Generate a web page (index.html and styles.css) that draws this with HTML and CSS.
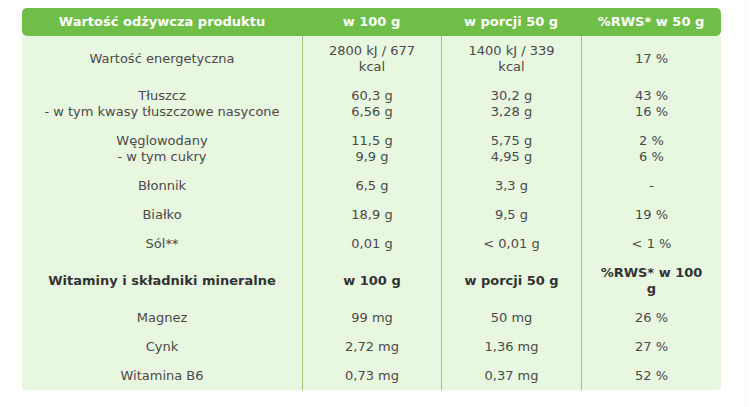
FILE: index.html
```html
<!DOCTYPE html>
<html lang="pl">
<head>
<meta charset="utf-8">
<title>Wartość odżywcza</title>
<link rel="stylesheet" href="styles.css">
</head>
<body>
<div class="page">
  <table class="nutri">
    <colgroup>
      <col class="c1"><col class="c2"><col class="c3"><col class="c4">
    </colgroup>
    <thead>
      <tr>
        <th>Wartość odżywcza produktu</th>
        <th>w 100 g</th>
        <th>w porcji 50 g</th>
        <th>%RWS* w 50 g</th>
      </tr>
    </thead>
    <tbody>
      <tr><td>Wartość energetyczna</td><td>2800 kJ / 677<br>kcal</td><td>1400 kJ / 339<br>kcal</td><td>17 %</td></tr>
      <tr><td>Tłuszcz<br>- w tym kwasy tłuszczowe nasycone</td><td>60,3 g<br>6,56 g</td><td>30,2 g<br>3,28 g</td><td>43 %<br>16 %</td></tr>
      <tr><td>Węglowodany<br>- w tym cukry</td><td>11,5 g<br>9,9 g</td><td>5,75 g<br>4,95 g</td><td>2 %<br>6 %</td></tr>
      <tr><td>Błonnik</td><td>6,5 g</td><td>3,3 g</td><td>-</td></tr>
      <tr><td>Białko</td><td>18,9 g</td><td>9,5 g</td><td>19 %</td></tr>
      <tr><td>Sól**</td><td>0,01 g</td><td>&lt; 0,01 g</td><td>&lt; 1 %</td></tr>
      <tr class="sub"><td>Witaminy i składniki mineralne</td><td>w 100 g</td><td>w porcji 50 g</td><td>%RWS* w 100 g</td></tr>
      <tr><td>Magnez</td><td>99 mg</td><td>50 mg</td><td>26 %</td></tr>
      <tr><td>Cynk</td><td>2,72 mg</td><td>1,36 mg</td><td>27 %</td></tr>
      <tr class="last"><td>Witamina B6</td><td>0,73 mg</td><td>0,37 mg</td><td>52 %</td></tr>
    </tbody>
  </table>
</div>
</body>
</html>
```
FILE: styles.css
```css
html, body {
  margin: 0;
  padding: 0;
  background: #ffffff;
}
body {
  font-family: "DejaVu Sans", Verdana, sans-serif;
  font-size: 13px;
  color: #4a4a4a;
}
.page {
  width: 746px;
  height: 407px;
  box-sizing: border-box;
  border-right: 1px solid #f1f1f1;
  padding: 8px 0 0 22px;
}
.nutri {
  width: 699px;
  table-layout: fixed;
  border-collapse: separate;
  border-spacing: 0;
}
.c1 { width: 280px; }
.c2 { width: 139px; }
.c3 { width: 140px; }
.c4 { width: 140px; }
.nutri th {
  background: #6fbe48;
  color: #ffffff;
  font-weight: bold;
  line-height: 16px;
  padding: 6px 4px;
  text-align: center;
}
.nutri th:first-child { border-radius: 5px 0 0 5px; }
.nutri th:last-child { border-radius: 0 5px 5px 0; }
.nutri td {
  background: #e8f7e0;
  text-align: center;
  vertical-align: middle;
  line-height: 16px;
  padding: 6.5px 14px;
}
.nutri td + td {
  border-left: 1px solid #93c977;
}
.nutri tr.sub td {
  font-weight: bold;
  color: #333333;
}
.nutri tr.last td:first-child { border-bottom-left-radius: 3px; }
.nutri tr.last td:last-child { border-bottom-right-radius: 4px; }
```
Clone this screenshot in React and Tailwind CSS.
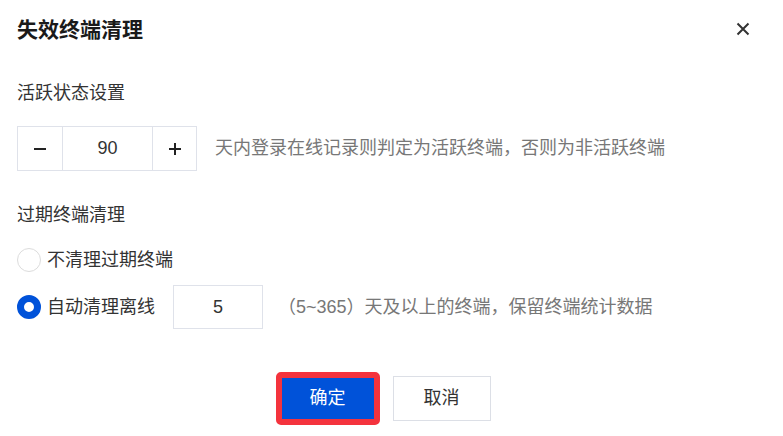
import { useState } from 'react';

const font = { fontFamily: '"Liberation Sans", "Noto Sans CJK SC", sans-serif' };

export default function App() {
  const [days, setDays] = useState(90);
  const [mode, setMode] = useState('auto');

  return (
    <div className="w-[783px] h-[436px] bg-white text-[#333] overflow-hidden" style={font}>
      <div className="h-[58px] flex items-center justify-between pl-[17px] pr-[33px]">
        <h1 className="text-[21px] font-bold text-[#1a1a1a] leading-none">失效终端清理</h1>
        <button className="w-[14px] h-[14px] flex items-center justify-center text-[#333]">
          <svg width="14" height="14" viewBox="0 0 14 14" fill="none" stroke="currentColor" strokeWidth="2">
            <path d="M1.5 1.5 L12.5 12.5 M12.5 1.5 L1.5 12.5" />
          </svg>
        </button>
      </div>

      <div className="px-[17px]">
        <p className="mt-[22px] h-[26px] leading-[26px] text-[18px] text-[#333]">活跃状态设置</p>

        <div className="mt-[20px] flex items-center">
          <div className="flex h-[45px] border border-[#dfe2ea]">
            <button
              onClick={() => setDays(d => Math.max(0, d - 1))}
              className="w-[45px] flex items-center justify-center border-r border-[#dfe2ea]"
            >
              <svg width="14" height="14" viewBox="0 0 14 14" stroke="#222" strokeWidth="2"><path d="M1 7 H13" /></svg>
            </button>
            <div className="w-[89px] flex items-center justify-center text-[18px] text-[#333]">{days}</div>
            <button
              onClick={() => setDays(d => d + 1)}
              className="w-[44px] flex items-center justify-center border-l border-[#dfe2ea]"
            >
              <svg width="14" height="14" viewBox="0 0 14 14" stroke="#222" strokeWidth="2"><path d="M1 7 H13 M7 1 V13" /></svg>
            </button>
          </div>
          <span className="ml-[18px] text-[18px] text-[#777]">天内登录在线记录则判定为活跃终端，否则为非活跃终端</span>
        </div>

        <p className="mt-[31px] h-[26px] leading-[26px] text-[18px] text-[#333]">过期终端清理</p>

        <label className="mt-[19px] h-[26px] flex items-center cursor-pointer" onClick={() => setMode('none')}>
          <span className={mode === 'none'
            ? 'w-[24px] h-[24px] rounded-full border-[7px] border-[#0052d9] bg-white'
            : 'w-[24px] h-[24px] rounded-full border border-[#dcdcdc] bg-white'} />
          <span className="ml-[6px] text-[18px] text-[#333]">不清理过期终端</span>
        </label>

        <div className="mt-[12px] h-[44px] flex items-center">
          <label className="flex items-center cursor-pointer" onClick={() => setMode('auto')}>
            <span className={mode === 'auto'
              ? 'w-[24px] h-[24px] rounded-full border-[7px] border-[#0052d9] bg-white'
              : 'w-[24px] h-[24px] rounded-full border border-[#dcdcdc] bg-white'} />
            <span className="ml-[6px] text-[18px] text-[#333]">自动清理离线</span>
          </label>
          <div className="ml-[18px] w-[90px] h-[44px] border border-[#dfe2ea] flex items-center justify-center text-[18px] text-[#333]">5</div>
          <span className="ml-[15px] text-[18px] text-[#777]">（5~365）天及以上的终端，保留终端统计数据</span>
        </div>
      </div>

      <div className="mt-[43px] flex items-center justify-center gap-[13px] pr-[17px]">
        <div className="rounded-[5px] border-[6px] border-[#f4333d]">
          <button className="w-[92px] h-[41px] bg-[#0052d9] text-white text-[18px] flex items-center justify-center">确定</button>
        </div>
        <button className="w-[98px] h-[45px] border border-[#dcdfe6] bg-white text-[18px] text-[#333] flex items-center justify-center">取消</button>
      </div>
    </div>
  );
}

Task details: Could you quote, word for word, only the lines from the one containing "Clone this screenshot" through the one containing "const [mode, setMode] = useState('auto');", both included, and leave out any pictures?

Reply:
Clone this screenshot in React and Tailwind CSS.
import { useState } from 'react';

const font = { fontFamily: '"Liberation Sans", "Noto Sans CJK SC", sans-serif' };

export default function App() {
  const [days, setDays] = useState(90);
  const [mode, setMode] = useState('auto');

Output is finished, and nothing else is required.